Interface markup and scripts
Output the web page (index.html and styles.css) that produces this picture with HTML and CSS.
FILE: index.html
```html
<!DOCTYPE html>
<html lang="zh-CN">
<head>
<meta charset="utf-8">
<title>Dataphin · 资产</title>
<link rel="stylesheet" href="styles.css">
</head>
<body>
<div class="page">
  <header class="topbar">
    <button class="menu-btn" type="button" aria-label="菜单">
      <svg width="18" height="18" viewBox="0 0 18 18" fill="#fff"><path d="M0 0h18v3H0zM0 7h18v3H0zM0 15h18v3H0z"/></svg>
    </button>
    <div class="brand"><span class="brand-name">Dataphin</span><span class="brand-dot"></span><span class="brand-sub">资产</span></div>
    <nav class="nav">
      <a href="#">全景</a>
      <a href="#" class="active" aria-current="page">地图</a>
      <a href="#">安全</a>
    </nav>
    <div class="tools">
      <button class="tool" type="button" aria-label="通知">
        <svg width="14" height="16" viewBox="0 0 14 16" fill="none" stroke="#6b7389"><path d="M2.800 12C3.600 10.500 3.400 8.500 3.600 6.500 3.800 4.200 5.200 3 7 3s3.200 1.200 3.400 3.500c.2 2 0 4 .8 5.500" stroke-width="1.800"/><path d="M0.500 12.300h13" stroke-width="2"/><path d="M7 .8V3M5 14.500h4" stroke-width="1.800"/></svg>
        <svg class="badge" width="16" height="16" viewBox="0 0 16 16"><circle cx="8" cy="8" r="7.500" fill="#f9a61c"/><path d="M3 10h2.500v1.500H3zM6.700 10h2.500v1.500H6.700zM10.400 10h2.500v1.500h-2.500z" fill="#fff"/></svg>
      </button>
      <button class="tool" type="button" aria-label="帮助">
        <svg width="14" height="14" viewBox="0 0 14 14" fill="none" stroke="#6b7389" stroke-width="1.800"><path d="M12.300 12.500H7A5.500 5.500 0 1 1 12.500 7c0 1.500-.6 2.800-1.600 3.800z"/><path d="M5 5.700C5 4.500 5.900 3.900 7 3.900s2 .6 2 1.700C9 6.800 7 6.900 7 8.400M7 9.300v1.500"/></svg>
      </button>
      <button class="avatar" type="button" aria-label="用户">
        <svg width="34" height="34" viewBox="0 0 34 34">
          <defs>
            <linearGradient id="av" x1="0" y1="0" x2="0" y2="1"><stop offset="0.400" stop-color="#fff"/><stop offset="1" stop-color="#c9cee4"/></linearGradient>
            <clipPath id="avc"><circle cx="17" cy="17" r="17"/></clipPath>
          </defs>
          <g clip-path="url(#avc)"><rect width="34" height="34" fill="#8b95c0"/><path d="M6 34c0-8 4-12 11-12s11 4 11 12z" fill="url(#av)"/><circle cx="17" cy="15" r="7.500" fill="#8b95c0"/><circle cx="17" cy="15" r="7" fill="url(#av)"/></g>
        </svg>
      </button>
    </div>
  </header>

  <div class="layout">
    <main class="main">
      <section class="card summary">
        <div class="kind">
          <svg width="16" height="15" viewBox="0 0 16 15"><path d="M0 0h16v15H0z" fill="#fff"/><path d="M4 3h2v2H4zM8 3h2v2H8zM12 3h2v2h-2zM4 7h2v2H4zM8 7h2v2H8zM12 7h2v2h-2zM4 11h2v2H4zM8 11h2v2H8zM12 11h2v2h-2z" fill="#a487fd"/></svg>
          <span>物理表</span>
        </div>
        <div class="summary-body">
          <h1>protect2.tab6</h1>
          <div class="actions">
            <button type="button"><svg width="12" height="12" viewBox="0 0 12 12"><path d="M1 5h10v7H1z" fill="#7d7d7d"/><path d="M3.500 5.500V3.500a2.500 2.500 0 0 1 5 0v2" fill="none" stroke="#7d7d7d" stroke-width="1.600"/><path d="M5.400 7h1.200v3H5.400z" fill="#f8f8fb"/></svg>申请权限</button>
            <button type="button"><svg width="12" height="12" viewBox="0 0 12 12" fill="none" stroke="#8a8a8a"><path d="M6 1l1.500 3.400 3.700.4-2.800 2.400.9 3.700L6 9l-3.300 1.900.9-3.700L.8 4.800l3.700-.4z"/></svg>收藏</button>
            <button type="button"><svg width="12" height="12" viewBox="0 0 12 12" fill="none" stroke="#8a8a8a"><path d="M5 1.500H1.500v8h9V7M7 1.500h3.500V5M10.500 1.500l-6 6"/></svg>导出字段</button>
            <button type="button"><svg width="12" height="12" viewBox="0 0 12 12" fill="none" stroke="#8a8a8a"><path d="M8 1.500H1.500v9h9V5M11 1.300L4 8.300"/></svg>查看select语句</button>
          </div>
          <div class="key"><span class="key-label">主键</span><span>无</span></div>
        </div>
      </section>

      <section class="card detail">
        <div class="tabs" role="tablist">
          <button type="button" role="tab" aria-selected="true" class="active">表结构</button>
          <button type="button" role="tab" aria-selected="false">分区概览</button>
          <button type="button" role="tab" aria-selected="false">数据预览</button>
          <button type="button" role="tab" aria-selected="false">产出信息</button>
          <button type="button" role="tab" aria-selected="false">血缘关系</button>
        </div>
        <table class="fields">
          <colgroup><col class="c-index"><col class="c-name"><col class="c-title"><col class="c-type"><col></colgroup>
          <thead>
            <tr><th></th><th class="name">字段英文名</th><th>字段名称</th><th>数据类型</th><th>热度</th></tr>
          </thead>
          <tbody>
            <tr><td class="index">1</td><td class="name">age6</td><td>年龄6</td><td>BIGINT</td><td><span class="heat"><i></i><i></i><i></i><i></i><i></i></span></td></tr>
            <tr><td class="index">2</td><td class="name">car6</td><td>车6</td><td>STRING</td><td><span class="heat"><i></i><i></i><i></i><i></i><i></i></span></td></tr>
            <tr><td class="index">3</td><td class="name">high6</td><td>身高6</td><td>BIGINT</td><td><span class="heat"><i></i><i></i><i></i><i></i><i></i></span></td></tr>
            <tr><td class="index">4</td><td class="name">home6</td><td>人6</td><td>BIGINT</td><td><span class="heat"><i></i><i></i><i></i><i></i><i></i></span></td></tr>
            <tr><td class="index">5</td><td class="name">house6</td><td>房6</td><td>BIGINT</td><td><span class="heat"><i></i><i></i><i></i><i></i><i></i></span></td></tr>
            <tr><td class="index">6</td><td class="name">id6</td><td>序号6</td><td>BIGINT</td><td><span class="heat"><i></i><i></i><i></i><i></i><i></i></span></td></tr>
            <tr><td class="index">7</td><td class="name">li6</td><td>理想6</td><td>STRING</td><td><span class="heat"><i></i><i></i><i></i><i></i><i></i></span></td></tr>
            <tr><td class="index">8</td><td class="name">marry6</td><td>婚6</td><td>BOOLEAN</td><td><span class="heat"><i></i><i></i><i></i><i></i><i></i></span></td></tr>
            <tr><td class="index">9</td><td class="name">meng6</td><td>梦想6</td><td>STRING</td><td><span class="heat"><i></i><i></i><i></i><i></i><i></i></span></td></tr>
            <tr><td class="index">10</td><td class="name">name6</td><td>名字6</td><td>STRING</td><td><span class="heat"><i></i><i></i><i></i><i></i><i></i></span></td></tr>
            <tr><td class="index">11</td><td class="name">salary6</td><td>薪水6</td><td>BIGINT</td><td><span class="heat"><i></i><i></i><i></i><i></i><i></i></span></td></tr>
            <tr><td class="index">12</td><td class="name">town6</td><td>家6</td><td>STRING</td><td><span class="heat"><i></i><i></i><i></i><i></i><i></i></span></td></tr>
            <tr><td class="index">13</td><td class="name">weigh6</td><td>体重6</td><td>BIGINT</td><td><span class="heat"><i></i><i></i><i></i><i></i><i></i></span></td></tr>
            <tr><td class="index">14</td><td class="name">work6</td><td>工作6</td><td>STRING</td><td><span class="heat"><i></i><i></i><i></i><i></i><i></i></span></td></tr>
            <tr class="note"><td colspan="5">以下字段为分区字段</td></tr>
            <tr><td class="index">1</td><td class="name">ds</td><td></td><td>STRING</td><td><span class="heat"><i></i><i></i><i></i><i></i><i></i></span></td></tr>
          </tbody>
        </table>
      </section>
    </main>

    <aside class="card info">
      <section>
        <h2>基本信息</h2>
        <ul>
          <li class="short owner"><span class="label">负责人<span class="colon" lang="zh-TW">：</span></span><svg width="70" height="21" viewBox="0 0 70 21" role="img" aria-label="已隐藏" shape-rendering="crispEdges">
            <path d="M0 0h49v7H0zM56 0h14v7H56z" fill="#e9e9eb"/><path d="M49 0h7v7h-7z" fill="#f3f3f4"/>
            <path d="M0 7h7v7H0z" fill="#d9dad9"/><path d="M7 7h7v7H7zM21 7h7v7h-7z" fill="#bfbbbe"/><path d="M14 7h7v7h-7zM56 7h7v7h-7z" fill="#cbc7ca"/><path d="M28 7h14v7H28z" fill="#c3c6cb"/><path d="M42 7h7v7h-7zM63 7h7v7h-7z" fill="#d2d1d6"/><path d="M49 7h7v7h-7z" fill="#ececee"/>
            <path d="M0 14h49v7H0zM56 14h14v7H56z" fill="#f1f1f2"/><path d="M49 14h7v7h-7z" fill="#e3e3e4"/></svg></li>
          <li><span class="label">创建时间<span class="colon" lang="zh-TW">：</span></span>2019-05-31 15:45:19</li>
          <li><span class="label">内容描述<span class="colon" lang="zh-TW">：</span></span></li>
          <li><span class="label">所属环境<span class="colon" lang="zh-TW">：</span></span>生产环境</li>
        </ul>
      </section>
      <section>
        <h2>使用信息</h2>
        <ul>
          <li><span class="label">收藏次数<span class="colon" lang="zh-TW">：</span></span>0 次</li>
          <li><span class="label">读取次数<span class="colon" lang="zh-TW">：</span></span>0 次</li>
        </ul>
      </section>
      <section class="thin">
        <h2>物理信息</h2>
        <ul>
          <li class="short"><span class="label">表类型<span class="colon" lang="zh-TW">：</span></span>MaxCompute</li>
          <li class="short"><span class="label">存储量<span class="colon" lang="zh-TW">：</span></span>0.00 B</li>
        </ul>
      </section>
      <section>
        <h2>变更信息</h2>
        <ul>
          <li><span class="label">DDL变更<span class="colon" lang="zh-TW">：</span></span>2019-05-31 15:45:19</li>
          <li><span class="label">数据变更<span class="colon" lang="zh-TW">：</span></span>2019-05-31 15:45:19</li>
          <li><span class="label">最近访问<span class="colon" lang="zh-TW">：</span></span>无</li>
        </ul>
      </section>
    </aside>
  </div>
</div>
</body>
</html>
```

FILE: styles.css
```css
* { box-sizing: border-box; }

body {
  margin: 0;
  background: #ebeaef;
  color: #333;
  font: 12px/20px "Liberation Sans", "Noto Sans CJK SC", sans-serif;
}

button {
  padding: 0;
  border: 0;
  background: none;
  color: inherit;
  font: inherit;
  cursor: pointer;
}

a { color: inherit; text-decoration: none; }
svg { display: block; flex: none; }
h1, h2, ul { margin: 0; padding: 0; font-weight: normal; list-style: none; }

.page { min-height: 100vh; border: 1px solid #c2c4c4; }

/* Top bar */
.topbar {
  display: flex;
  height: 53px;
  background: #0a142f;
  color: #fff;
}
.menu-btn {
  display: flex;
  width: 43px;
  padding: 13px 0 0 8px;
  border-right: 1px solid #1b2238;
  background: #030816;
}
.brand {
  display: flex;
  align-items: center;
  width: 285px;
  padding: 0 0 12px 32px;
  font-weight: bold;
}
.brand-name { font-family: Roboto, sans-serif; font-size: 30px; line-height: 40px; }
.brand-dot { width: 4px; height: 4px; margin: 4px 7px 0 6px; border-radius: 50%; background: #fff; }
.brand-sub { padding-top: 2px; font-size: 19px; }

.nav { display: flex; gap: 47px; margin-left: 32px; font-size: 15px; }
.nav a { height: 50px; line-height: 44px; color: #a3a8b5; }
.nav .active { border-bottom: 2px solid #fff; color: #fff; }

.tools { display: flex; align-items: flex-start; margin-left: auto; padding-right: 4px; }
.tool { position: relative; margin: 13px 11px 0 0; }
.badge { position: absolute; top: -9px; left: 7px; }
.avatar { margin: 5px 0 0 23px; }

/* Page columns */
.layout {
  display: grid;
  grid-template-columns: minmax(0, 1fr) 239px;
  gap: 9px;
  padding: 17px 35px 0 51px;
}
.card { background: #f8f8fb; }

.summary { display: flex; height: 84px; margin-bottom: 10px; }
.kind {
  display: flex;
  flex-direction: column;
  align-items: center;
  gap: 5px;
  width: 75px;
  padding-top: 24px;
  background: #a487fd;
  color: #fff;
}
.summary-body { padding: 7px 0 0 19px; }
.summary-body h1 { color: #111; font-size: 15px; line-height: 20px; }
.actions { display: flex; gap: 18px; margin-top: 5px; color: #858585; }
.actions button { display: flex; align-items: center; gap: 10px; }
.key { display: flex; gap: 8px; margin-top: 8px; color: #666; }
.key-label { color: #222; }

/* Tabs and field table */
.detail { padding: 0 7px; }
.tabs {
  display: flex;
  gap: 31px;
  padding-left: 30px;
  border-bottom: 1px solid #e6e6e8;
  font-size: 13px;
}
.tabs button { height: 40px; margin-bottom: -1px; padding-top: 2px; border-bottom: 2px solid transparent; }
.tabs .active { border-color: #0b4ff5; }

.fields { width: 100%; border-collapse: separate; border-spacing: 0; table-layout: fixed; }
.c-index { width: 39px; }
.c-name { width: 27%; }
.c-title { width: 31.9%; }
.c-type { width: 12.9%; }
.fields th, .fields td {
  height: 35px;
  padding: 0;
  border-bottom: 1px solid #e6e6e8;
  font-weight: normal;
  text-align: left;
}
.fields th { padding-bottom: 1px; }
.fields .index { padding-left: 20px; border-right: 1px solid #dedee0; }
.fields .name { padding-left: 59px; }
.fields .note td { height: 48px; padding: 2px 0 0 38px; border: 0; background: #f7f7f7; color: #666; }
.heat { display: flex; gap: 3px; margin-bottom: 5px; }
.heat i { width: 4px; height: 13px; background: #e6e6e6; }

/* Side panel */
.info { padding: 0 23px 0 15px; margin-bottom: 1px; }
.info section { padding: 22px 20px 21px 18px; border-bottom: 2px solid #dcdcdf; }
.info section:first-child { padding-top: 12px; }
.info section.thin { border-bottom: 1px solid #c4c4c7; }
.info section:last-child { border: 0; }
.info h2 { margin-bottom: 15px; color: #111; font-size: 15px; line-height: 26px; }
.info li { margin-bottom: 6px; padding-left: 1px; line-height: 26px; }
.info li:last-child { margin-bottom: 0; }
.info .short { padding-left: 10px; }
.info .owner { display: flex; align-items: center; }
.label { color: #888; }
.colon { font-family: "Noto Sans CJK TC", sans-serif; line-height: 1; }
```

* * *

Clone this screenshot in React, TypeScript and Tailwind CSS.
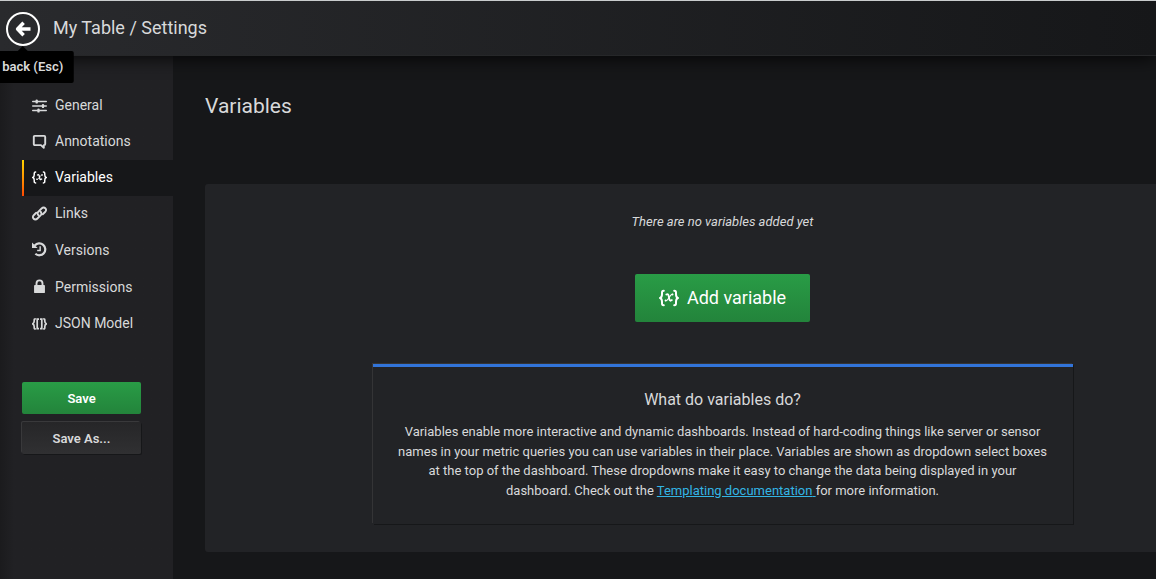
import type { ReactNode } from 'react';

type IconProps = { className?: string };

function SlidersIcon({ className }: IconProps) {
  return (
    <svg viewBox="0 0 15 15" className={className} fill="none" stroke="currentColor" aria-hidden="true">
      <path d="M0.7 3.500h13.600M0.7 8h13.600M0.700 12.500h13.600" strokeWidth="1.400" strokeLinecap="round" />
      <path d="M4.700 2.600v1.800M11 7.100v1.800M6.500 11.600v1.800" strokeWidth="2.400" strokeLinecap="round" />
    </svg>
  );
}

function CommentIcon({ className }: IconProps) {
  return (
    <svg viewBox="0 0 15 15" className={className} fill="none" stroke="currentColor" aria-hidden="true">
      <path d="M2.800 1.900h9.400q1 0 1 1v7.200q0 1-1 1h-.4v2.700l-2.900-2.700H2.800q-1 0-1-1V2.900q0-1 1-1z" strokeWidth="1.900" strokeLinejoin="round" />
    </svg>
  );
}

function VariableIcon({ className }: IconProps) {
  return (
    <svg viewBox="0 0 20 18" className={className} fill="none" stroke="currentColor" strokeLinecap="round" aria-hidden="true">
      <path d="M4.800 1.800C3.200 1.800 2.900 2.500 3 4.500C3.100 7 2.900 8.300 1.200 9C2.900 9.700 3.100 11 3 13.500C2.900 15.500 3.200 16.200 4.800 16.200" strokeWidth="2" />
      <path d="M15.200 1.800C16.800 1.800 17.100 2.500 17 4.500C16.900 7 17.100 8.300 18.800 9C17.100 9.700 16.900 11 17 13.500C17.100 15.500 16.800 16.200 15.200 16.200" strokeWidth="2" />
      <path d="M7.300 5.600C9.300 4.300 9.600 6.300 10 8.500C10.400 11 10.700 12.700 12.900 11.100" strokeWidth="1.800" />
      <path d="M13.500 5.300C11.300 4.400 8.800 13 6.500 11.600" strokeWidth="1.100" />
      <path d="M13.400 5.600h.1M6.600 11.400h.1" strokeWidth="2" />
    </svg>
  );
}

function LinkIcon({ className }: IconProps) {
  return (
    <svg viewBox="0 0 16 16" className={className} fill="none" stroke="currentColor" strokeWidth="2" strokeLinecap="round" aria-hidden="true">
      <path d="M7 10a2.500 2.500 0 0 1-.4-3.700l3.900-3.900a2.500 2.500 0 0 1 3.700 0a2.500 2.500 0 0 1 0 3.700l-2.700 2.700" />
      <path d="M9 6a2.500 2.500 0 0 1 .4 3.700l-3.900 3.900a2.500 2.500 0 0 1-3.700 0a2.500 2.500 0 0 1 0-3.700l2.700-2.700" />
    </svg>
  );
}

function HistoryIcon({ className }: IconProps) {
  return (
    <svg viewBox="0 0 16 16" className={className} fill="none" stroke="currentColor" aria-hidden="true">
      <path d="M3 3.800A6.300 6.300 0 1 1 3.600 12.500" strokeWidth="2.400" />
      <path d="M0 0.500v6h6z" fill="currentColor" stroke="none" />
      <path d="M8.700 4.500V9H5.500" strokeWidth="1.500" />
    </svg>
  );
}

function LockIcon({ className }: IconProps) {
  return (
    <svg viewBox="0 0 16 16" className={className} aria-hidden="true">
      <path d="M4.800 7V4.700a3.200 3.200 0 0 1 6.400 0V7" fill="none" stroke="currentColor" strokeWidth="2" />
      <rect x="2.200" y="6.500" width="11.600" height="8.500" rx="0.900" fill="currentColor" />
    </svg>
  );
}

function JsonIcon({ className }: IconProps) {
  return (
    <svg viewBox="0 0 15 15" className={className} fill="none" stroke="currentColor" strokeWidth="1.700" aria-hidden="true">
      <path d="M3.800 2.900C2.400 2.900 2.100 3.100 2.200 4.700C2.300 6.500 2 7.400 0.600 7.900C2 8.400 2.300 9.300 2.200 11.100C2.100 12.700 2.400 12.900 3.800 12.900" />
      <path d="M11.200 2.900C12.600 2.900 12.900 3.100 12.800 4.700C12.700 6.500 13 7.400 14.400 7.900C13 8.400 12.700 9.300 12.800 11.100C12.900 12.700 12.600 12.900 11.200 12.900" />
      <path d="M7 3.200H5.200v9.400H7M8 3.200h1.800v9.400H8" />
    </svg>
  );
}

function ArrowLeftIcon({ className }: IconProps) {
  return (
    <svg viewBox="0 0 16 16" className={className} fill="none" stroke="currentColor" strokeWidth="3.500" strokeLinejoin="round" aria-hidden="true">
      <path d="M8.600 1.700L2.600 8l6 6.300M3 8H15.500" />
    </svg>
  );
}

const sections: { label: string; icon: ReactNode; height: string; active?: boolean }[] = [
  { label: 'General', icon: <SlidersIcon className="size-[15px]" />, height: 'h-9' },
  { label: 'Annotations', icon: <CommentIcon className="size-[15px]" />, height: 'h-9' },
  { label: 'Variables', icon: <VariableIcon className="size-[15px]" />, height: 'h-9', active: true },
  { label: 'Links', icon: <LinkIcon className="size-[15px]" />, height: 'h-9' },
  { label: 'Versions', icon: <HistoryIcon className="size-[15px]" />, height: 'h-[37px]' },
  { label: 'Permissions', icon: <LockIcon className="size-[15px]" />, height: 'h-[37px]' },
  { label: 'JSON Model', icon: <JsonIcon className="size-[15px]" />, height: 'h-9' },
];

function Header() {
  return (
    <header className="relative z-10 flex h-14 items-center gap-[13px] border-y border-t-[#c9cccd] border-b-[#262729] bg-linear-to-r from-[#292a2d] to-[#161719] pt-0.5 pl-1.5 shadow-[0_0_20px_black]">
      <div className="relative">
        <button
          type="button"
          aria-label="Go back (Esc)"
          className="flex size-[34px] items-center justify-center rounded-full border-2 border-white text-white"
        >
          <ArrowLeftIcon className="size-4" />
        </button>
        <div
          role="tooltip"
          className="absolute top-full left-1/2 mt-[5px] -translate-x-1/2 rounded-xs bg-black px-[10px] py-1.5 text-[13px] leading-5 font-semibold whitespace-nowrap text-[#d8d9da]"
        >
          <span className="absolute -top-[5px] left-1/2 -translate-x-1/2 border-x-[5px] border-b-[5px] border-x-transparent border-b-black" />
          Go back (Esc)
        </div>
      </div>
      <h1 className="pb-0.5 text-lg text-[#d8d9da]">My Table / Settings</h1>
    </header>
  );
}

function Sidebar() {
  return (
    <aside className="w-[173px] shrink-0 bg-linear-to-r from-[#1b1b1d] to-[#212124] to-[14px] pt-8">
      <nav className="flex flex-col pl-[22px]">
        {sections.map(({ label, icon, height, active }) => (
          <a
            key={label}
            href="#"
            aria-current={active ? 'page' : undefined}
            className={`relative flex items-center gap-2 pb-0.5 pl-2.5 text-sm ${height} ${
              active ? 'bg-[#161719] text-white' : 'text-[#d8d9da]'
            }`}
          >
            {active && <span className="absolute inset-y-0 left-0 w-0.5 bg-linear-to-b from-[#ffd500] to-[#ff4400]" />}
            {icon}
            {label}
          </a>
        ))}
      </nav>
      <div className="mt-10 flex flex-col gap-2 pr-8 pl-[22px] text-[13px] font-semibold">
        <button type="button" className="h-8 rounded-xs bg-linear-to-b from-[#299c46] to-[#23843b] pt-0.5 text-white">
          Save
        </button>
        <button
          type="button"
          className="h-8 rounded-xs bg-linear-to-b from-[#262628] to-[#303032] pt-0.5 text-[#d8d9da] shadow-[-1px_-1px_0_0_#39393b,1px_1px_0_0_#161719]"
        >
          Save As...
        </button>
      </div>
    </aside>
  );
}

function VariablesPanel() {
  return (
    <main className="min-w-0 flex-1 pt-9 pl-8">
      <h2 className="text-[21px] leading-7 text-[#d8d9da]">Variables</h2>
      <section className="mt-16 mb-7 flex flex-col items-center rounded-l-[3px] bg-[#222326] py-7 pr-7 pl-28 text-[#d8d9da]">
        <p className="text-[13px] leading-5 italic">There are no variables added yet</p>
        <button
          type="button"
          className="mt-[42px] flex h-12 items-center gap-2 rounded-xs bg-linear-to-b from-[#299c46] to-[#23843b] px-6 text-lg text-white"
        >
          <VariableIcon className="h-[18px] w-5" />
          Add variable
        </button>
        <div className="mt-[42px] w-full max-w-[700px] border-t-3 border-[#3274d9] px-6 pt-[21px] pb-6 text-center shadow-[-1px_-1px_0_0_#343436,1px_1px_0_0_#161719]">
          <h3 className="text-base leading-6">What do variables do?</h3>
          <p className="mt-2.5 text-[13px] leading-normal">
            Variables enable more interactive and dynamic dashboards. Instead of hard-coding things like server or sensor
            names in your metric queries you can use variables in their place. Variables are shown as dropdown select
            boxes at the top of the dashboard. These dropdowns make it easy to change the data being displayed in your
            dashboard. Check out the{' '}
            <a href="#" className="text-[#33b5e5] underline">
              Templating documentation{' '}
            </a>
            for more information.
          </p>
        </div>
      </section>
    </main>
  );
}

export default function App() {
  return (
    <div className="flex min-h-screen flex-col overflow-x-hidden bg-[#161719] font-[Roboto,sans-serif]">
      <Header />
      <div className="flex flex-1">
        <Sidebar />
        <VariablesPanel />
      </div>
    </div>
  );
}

■ To do:
Extract all lines of the records above that include "styles".

■ Task response:
Output the web page (index.html and styles.css) that produces this picture with HTML and CSS.
<link rel="stylesheet" href="styles.css">
FILE: styles.css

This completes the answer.